Hmmm. I definitely see the advantages of taking GHPRB out of the picture, though my primary focus tends to go to the merge queue aspect - I see it as a lot more important than the per-PR testing.
I have a worry that prow-but-not-tide etc. is going to leave us with gaps and things to glue; although that's definitely true today with GHPRB/papr/homu, so not really a change for better/worse.
In this proposal we'd still be using Homu, correct?

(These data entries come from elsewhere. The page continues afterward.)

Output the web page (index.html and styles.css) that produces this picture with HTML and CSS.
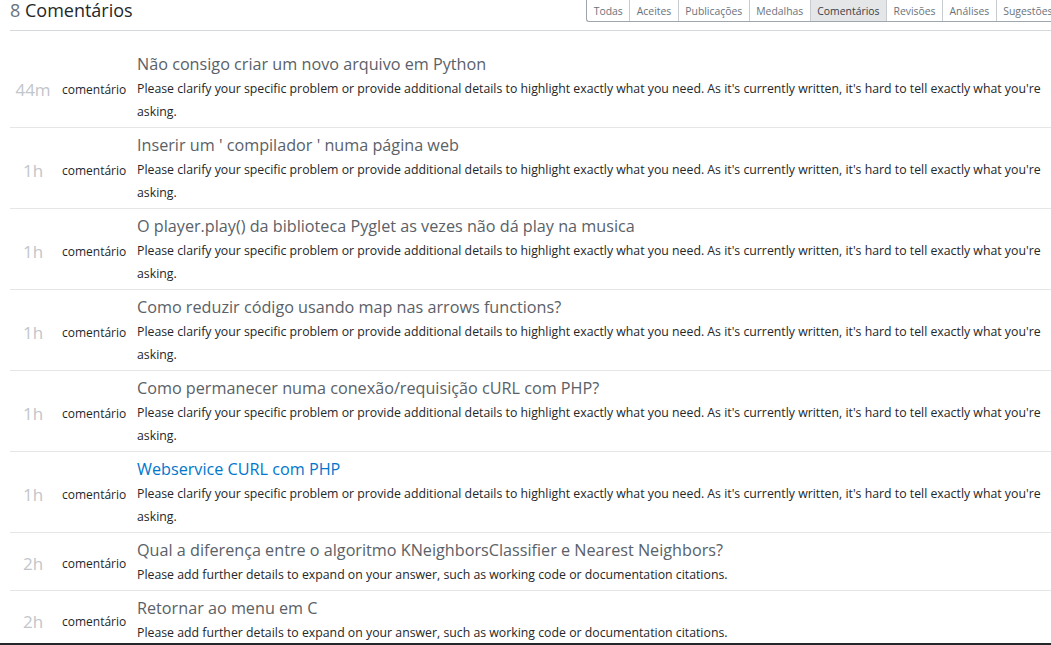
FILE: index.html
```html
<!DOCTYPE html>
<html lang="pt">
<head>
<meta charset="utf-8">
<title>Comentários</title>
<link rel="stylesheet" href="styles.css">
</head>
<body>
<div class="page">
  <div class="header">
    <h1 class="heading"><span class="count">8</span> Comentários</h1>
    <div class="tabs">
      <span class="tab">Todas</span>
      <span class="tab">Aceites</span>
      <span class="tab">Publicações</span>
      <span class="tab">Medalhas</span>
      <span class="tab is-selected">Comentários</span>
      <span class="tab">Revisões</span>
      <span class="tab">Análises</span>
      <span class="tab">Sugestões</span>
    </div>
  </div>
  <div class="list">
    <div class="row">
      <div class="time">44m</div>
      <div class="kind">comentário</div>
      <div class="main">
        <div class="title">Não consigo criar um novo arquivo em Python</div>
        <div class="excerpt">Please clarify your specific problem or provide additional details to highlight exactly what you need. As it's currently written, it's hard to tell exactly what you're asking.</div>
      </div>
    </div>
    <div class="row">
      <div class="time">1h</div>
      <div class="kind">comentário</div>
      <div class="main">
        <div class="title">Inserir um ' compilador ' numa página web</div>
        <div class="excerpt">Please clarify your specific problem or provide additional details to highlight exactly what you need. As it's currently written, it's hard to tell exactly what you're asking.</div>
      </div>
    </div>
    <div class="row">
      <div class="time">1h</div>
      <div class="kind">comentário</div>
      <div class="main">
        <div class="title">O player.play() da biblioteca Pyglet as vezes não dá play na musica</div>
        <div class="excerpt">Please clarify your specific problem or provide additional details to highlight exactly what you need. As it's currently written, it's hard to tell exactly what you're asking.</div>
      </div>
    </div>
    <div class="row">
      <div class="time">1h</div>
      <div class="kind">comentário</div>
      <div class="main">
        <div class="title">Como reduzir código usando map nas arrows functions?</div>
        <div class="excerpt">Please clarify your specific problem or provide additional details to highlight exactly what you need. As it's currently written, it's hard to tell exactly what you're asking.</div>
      </div>
    </div>
    <div class="row">
      <div class="time">1h</div>
      <div class="kind">comentário</div>
      <div class="main">
        <div class="title">Como permanecer numa conexão/requisição cURL com PHP?</div>
        <div class="excerpt">Please clarify your specific problem or provide additional details to highlight exactly what you need. As it's currently written, it's hard to tell exactly what you're asking.</div>
      </div>
    </div>
    <div class="row">
      <div class="time">1h</div>
      <div class="kind">comentário</div>
      <div class="main">
        <div class="title is-link">Webservice CURL com PHP</div>
        <div class="excerpt">Please clarify your specific problem or provide additional details to highlight exactly what you need. As it's currently written, it's hard to tell exactly what you're asking.</div>
      </div>
    </div>
    <div class="row">
      <div class="time">2h</div>
      <div class="kind">comentário</div>
      <div class="main">
        <div class="title">Qual a diferença entre o algoritmo KNeighborsClassifier e Nearest Neighbors?</div>
        <div class="excerpt">Please add further details to expand on your answer, such as working code or documentation citations.</div>
      </div>
    </div>
    <div class="row">
      <div class="time">2h</div>
      <div class="kind">comentário</div>
      <div class="main">
        <div class="title">Retornar ao menu em C</div>
        <div class="excerpt">Please add further details to expand on your answer, such as working code or documentation citations.</div>
      </div>
    </div>
  </div>
</div>
</body>
</html>
```

FILE: styles.css
```css
html, body {
  margin: 0;
  padding: 0;
  background: #ffffff;
  overflow: hidden;
}

body {
  font-family: "Open Sans", "Noto Sans", "Liberation Sans", sans-serif;
  color: #242729;
  height: 645px;
  border-bottom: 2px solid #242729;
  box-sizing: border-box;
}

.page {
  width: 1050px;
  padding-left: 10px;
}

.header {
  display: flex;
  justify-content: space-between;
  align-items: flex-start;
  height: 30px;
  border-bottom: 1px solid #d6d9dc;
}

.heading {
  margin: 0;
  font-size: 18px;
  font-weight: 400;
  line-height: 21px;
  color: #242729;
}

.count {
  color: #6a737c;
}

.tabs {
  display: flex;
  height: 21px;
  border-left: 1px solid #9fa6ad;
  border-bottom: 1px solid #9fa6ad;
  border-bottom-left-radius: 3px;
}

.tab {
  display: flex;
  align-items: center;
  padding: 0 6.5px;
  font-size: 10.4px;
  color: #6a737c;
  border-right: 1px solid #c8ccd0;
  white-space: nowrap;
}

.tab.is-selected {
  background: #e4e6e8;
  color: #3b4045;
}

.list {
  padding-top: 16px;
}

.row {
  display: flex;
  align-items: center;
  padding: 6px 0 4px;
  border-bottom: 1px solid #e4e6e8;
}

.time {
  width: 46px;
  flex: none;
  text-align: center;
  font-size: 17px;
  color: #c2c6ca;
  padding-top: 2px;
}

.kind {
  width: 75px;
  flex: none;
  margin-left: 6px;
  font-size: 12px;
  color: #242729;
  padding-top: 2px;
}

.main {
  flex: 1;
  min-width: 0;
}

.title {
  font-size: 16.2px;
  line-height: 23px;
  padding-bottom: 1px;
  color: #5a6167;
}

.title.is-link {
  color: #0077cc;
}

.excerpt {
  font-size: 12.3px;
  line-height: 23px;
  color: #242729;
}
```
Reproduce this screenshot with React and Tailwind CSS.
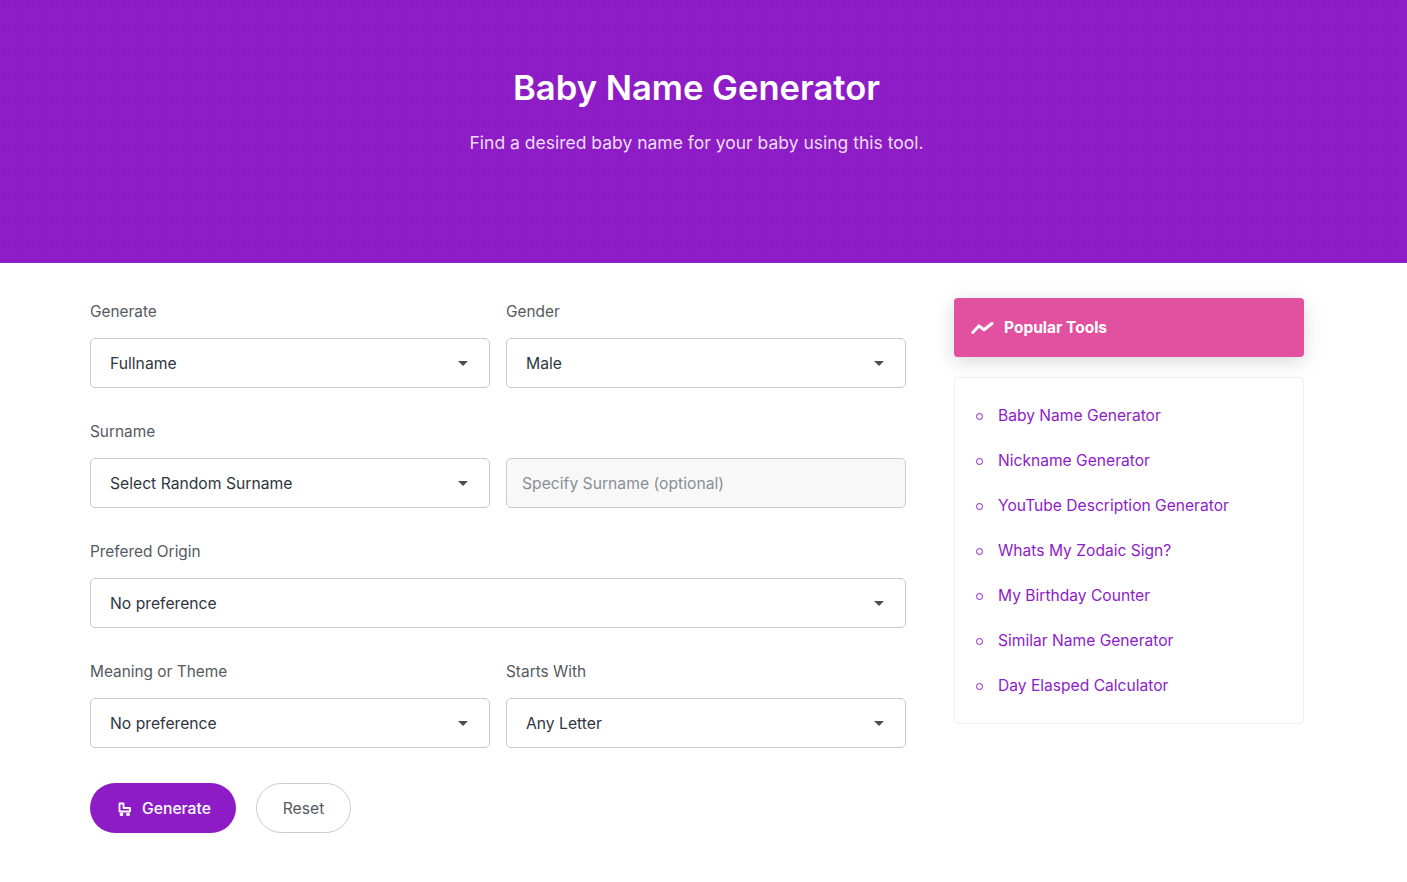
import React from 'react';

const tools = [
    'Baby Name Generator',
    'Nickname Generator',
    'YouTube Description Generator',
    'Whats My Zodaic Sign?',
    'My Birthday Counter',
    'Similar Name Generator',
    'Day Elasped Calculator',
];

const Field = ({ label, className = '', children }) => (
    <div className={className}>
        <div className="h-[22px] mb-[16px] pt-[1px] text-[15.4px] leading-[22px] text-[#555a60]">{label || '\u00a0'}</div>
        {children}
    </div>
);

const SelectBox = ({ value }) => (
    <div className="h-[50px] flex items-center justify-between pl-[19px] pr-[21px] pt-[1px] bg-white border border-[#cccccc] rounded-[5px] text-[15.7px] text-[#2f3640]">
        <span>{value}</span>
        <span className="w-0 h-0 border-x-[5.5px] border-x-transparent border-t-[5px] border-t-[#4a4f55]" />
    </div>
);

const App = () => {
    return (
        <div className="min-h-[882px] bg-white font-['Inter','Noto_Sans',sans-serif]">
            <header className="h-[263px] pt-[65px] flex flex-col items-center bg-[#8e1cc6] bg-[repeating-linear-gradient(0deg,rgba(255,255,255,0.018)_0_1px,transparent_1px_12px),repeating-linear-gradient(90deg,rgba(255,255,255,0.018)_0_1px,transparent_1px_12px)]">
                <h1 className="pr-[14px] text-[34.6px] leading-[44px] font-semibold text-white">Baby Name Generator</h1>
                <p className="mt-[23px] pr-[14px] text-[17.5px] leading-[22px] text-[#ecdcf5]">Find a desired baby name for your baby using this tool.</p>
            </header>

            <main className="flex gap-[48px] pl-[90px] pt-[35px]">
                <div className="w-[816px]">
                    <div className="grid grid-cols-2 gap-x-[16px] gap-y-[32px] pt-[2px]">
                        <Field label="Generate"><SelectBox value="Fullname" /></Field>
                        <Field label="Gender"><SelectBox value="Male" /></Field>
                        <Field label="Surname"><SelectBox value="Select Random Surname" /></Field>
                        <Field>
                            <div className="h-[50px] flex items-center pl-[15px] pt-[1px] bg-[#f8f8f8] border border-[#cccccc] rounded-[5px] text-[15.7px] text-[#8a8f96]">Specify Surname (optional)</div>
                        </Field>
                        <Field label="Prefered Origin" className="col-span-2"><SelectBox value="No preference" /></Field>
                        <Field label="Meaning or Theme"><SelectBox value="No preference" /></Field>
                        <Field label="Starts With"><SelectBox value="Any Letter" /></Field>
                    </div>
                    <div className="flex gap-[20px] mt-[35px]">
                        <button className="w-[146px] h-[50px] flex items-center gap-[10px] pl-[28px] pt-[1px] rounded-full bg-[#8e1cc6] text-[15.7px] font-medium text-white">
                            <svg width="14" height="14" viewBox="0 0 14 14" fill="none" stroke="white" strokeWidth="1.800" strokeLinejoin="round">
                                <path d="M1.500 1.500h4v4.500h6.500v3.500H1.500z" />
                                <circle cx="3.500" cy="12.300" r="1" />
                                <circle cx="10" cy="12.300" r="1" />
                            </svg>
                            Generate
                        </button>
                        <button className="w-[95px] h-[50px] pt-[1px] rounded-full bg-white border border-[#cccccc] text-[15.7px] text-[#555a60]">Reset</button>
                    </div>
                </div>

                <aside className="w-[350px]">
                    <div className="h-[59px] flex items-center gap-[10px] pl-[17px] bg-[#e2519f] rounded-[4px] shadow-[0_5px_20px_rgba(0,0,0,0.15)]">
                        <svg width="23" height="14" viewBox="0 0 23 14" fill="none" stroke="white" strokeWidth="3" strokeLinecap="round" strokeLinejoin="round">
                            <path d="M1.800 11.500L8 4.800l5 4L21 2.500" />
                        </svg>
                        <span className="text-[15.5px] font-bold text-white">Popular Tools</span>
                    </div>
                    <ul className="mt-[20px] h-[347px] pt-[15px] pl-[21px] bg-white border border-[#f0f0f0] rounded-[4px]">
                        {tools.map(tool => (
                            <li key={tool} className="h-[45px] flex items-center gap-[15px] text-[15.6px] text-[#8e1cc6]">
                                <span className="w-[7px] h-[7px] mt-[2px] rounded-full border border-[#8e1cc6]" />
                                {tool}
                            </li>
                        ))}
                    </ul>
                </aside>
            </main>
        </div>
    );
};

export default App;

though my primary focus tends to go to the merge queue aspect
Yeah, that's one missing piece. I was looking at this some more today. To summarize: there is no prioritization of prowjobs; plank just blindly creates pods for any prowjob that doesn't have one already. There's a concurrency field to limit how many pending pods are allowed.
This means that any prioritization should happen at the Kube level. Kube does support pod priorities, which means we could e.g. label merge pods as having higher priority than PR pods so that they are scheduled before them. However, by default, it also does preemption, which means that e.g. it could kick out an already running PR job to schedule a merge job, which I don't think we want. You can disable preemption, but not per-pod, only at the kubelet level.
One idea is to write a custom scheduler for pods coming from prowjobs which would know how to prioritize them (could even do neat things like prioritizing some repos over others), though not sure how much work it'd be (e.g. we might have to implement node selection ourselves if there's no way to reuse the default scheduler logic).
In this proposal we'd still be using Homu, correct?
I was looking at possibly going all in at this point. Tide seems to offer the same guarantee of never-broken-master as Homu by rerunning tests before merge. IIUC though, the way it does this is very different: instead of pushing a branch like auto, test pods are fed a base SHA and a list of PRs (for batching) to git merge manually before testing. There's a helper utility (clonerefs) in the prow repo that can do this.
But at merge time, tide uses the GitHub merge API, rather than pushing it itself. This does bring back discussions from https://github.com/servo/homu/pull/57 -- it assumes that whatever strategy is used by GitHub will be exactly equivalent to what was tested (clonerefs uses vanilla git merges). So it's definitely not as explicit as Homu. Not sure how hard it'd be to teach tide to adopt the Homu strategy for this of just directly pushing what was tested.
There's also no autosquashing feature, though that should be trivial to implement if tide learns to do the push itself.
However, by default, it also does preemption, which means that e.g. it could kick out an already running PR job to schedule a merge job, which I don't think we want.
Hum, that's assuming the cluster is full. The plank part may need to be a bit more configurable. Or alternatively, we could tend to rely on projects only doing "baseline" tests by default in PRs, and having e.g. /test compose or /test all that we do on particular PRs as needed.
But if the cluster is full (which actually gets into a more interesting question in a cloud world about just how much money we want to spend, since there is no "full") - yes, I'd say that merge jobs should preempt PR jobs, right?